Kuźmienko and Fajans designed an almost abstract form, resembling a frame structure with a white fabric spread over it and rippling at the bottom. This impression is created by the building’s roof: a massive single-layer shell – a reinforced concrete surface softly covering the sanctuary’s interior. Similar single-layer shells from reinforced concrete had been used across the world in the early 50s, however, they were small and were usually made into simple, geometric forms. This one, spread over the Kalisz church, is enormous (with surface area of approximately 1000 sq m and the top height at 45 m), has an irregular, waving shape, and is also very thin. In 2012, Maciej Czarnecki, an architect and historian of architecture, compared on the pages of the Architektura-Murator monthly the church by Kuźmienko and Fajans to works by such leaders of world architecture and masters of reinforced concrete structures as Oscar Niemeyer and Felix Candela.
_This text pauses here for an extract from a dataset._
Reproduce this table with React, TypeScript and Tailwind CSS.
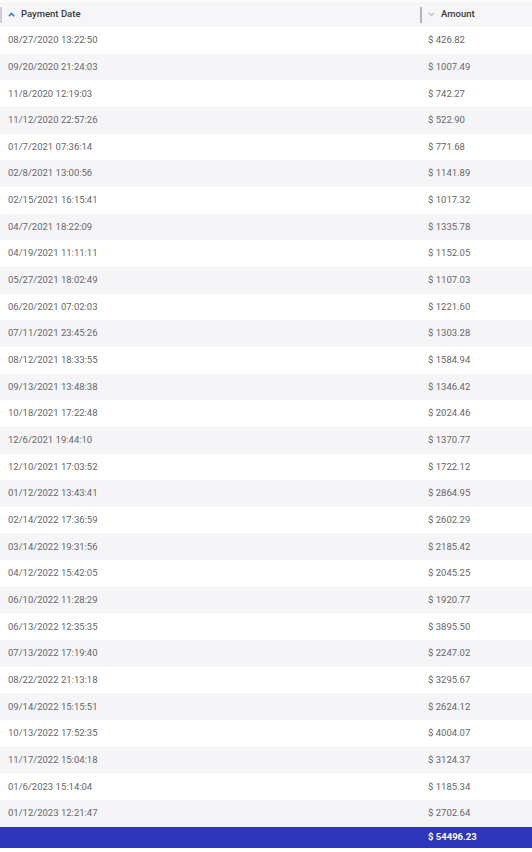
import React from "react"

const ROWS: [string, string][] = [
  ["08/27/2020 13:22:50", "426.82"],
  ["09/20/2020 21:24:03", "1007.49"],
  ["11/8/2020 12:19:03", "742.27"],
  ["11/12/2020 22:57:26", "522.90"],
  ["01/7/2021 07:36:14", "771.68"],
  ["02/8/2021 13:00:56", "1141.89"],
  ["02/15/2021 16:15:41", "1017.32"],
  ["04/7/2021 18:22:09", "1335.78"],
  ["04/19/2021 11:11:11", "1152.05"],
  ["05/27/2021 18:02:49", "1107.03"],
  ["06/20/2021 07:02:03", "1221.60"],
  ["07/11/2021 23:45:26", "1303.28"],
  ["08/12/2021 18:33:55", "1584.94"],
  ["09/13/2021 13:48:38", "1346.42"],
  ["10/18/2021 17:22:48", "2024.46"],
  ["12/6/2021 19:44:10", "1370.77"],
  ["12/10/2021 17:03:52", "1722.12"],
  ["01/12/2022 13:43:41", "2864.95"],
  ["02/14/2022 17:36:59", "2602.29"],
  ["03/14/2022 19:31:56", "2185.42"],
  ["04/12/2022 15:42:05", "2045.25"],
  ["06/10/2022 11:28:29", "1920.77"],
  ["06/13/2022 12:35:35", "3895.50"],
  ["07/13/2022 17:19:40", "2247.02"],
  ["08/22/2022 21:13:18", "3295.67"],
  ["09/14/2022 15:15:51", "2624.12"],
  ["10/13/2022 17:52:35", "4004.07"],
  ["11/17/2022 15:04:18", "3124.37"],
  ["01/6/2023 15:14:04", "1185.34"],
  ["01/12/2023 12:21:47", "2702.64"],
]

export default function App() {
  return (
    <div className="w-[532px] h-[852px] bg-white text-[9.5px] font-['Roboto',sans-serif] text-[#666]">
      {/* Header */}
      <div className="flex h-[27px] items-center bg-[#f6f6f8] border-t-2 border-[#fbfbfc] text-[#3a3a3a] font-medium">
        <div className="h-4 w-[2px] bg-[#d0d0d4]" />
        <div className="flex w-[418px] items-center gap-[6px] pl-[6px]">
          <svg width="7" height="5" viewBox="0 0 7 5">
            <path d="M0.8 4.2 L3.5 1.4 L6.2 4.2" fill="none" stroke="#3b7bd4" strokeWidth="1.6" />
          </svg>
          <span>Payment Date</span>
        </div>
        <div className="h-4 w-[2px] bg-[#b5b5b8]" />
        <div className="flex items-center gap-[6px] pl-[6px]">
          <svg width="7" height="5" viewBox="0 0 7 5">
            <path d="M0.8 0.8 L3.5 3.6 L6.2 0.8" fill="none" stroke="#c4c4c8" strokeWidth="1.4" />
          </svg>
          <span>Amount</span>
        </div>
      </div>

      {/* Rows */}
      {ROWS.map(([date, amount], i) => (
        <div
          key={date}
          className={`flex h-[26.67px] items-center ${i % 2 === 1 ? "bg-[#f5f5f8]" : "bg-white"}`}
        >
          <div className="w-[422px] pl-2">{date}</div>
          <div className="pl-[6px]">$ {amount}</div>
        </div>
      ))}

      {/* Total */}
      <div className="flex h-[21px] items-center bg-[#2d36b9] text-white font-bold">
        <div className="w-[422px]" />
        <div className="pl-[6px]">$ 54496.23</div>
      </div>
    </div>
  )
}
Due to the complexity of this structure (and therefore also its costs), but most of all because of the state authorities’ unwillingness to fund the church, the construction of the Kalisz church wasn’t started until 1977 – nearly twenty years after it was designed. The lower church was ready for use in 1983, while the entire building didn’t see completion until 1993. Even though the realisation of this visionary temple took so long, the project of Kuźmienko and Fajans has not grown old – the innovative and poetic structure is still captivating. In the 1980s, Jerzy Kuźmienko also designed churches in Ząbki near Warsaw and in Zambrów.
Another field of architecture to which Kuźmienko contributed outstanding projects was residential architecture. In 1974, together with Piotr Sembrat he designed a 30-apartment block by Kozia Street in Warsaw. By today’s standards, it would be called an apartment building – its flats were bigger than in regular blocks, and moreover, being hidden in a courtyard amongst the historic architecture of the Royal Route, it was intended for the ‘elite’ – high-level clerks or the staff of state institutions. Even though the building is located next to the Grand Theatre, in the proximity of the Old Town, historic churches in Krakowskie Przedmieście, the architects gave it an entirely modernist form. The block has two faces: on the side of the square by Kozia Street, the form of the façade is founded on large cascading balconies, which – for the sake of privacy – were separated from one another by windowed oriels. This composition of shifting, deep terraces and protruding oriels provided this façade with an exceptionally dynamic, chiaroscuro system. On the opposite side, which faced Molière Street, the block has a much more closed-in façade – its zigzag composition was emphasised by small, narrow horizontal and vertical kitchen windows.
Jerzy Kuźmienko and Piotr Sembrat (together with Henryk Dąbrowski, Janusz Nowak, and Adam Snopek) also designed a three-dimensional façade, characterised by the chiaroscuro game of shapes, in Karowa Street in Warsaw. Built in 1978, the house was inserted into a frontage of a street dominated by historic architecture. Just like in Kozia Street, the designers introduced modern, distinctive forms which did not attempt to mimic styles from the past. The vertical strings of massive oriels, interspersed by window recesses and somewhat cascading, defined the character of the building, and also allowed to successfully write it into the slope of the scarp on which it stood (the building gradually jumps from ten to six floors in height).
The houses at Kozia and Karowa or the church in Kalisz were projects that emerged somewhat outside of the mainstream of the prefabricated, industrialised architecture of the Polish People’s Republic. Nonetheless, even within that framework, Jerzy Kuźmienko was able to create non-monotonous projects.
Between 1973 and 1979, Janusz Nowak, Piotr Sembrat, and Jerzy Kuźmienko designed the Służew nad Dolinką housing estate in Warsaw. Making use of the natural local landscape (the estate is located by the Służew Creek, on terrain with varying altitude), surrounded by greenery and hills, they scattered blocks of different heights with characteristic balconies connected by a single supporting pillar. Thanks to inscribing the residential architecture in the landscape, and adjusting it to the shape of the scarp’s slope and of the valley over the creek, the buildings, even though prefabricated, make a more friendly impression than other estates.
In 1978, in an interview for the magazine Projekt, Jerzy Kuźmienko said:
Thus far, I have not built two identical edifices. As one gets acquainted with the rules of industrialised building, one is able to continually transform and individualise the creations.
His legacy proved that this was indeed possible.